BREAKING: Mustafa Hashem al Darwish was executed today – on Tuesday, June 15, 2021. He was a child defendant in Saudi Arabia. His family were given no warning and found out by reading the news.
Our press release 👇🏾https://t.co/XhWtakVESV
— Reprieve (@Reprieve) June 15, 2021
According to the rights group Reprieve: "The execution of Mustafa al-Darwish once again shows that the Kingdom's claim to have eliminated capital punishment for childhood crimes is not true."
They also stated that his family received no advance notice prior to the execution, only finding out about it online.
Al-Darwish's relatives, who had warned that there was an "immediate risk" of his death sentence being carried out, had sought the assistance of British Foreign Secretary Dominic Raab in urging for his release during his visit to the kingdom earlier this month.
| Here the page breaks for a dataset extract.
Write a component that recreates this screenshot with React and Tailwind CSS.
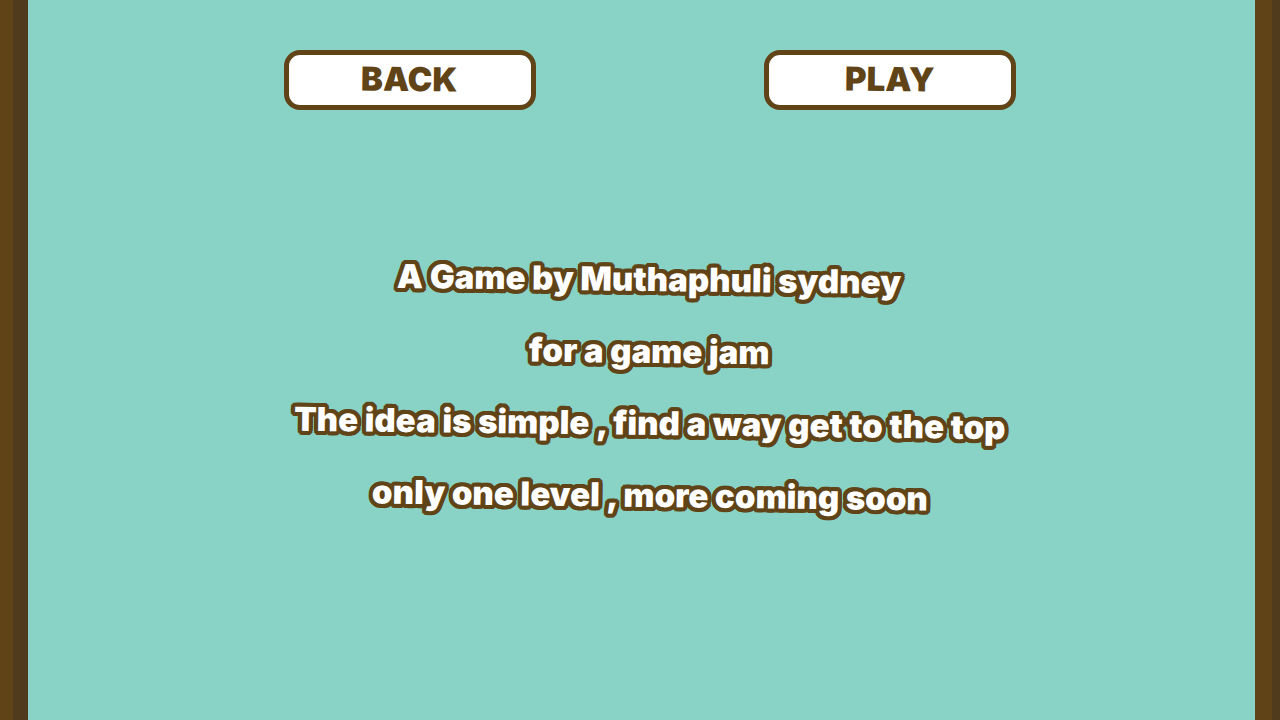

However it remains unclear if Raab brought up his case in his meeting with Crown Prince Mohammed Bin Salman.
The execution went ahead despite a royal decree last year decreed that crimes committed by minors would no longer be punishable by death, with perpetrators receiving a ten-year jail sentence instead. The decree was never reported by state media nor published in the official gazette as would be normal practice however. The state-backed Human Rights Commission also told Reuters in February that the ban would only apply to less serious crimes. The decree was applied to three Shia young men that same month.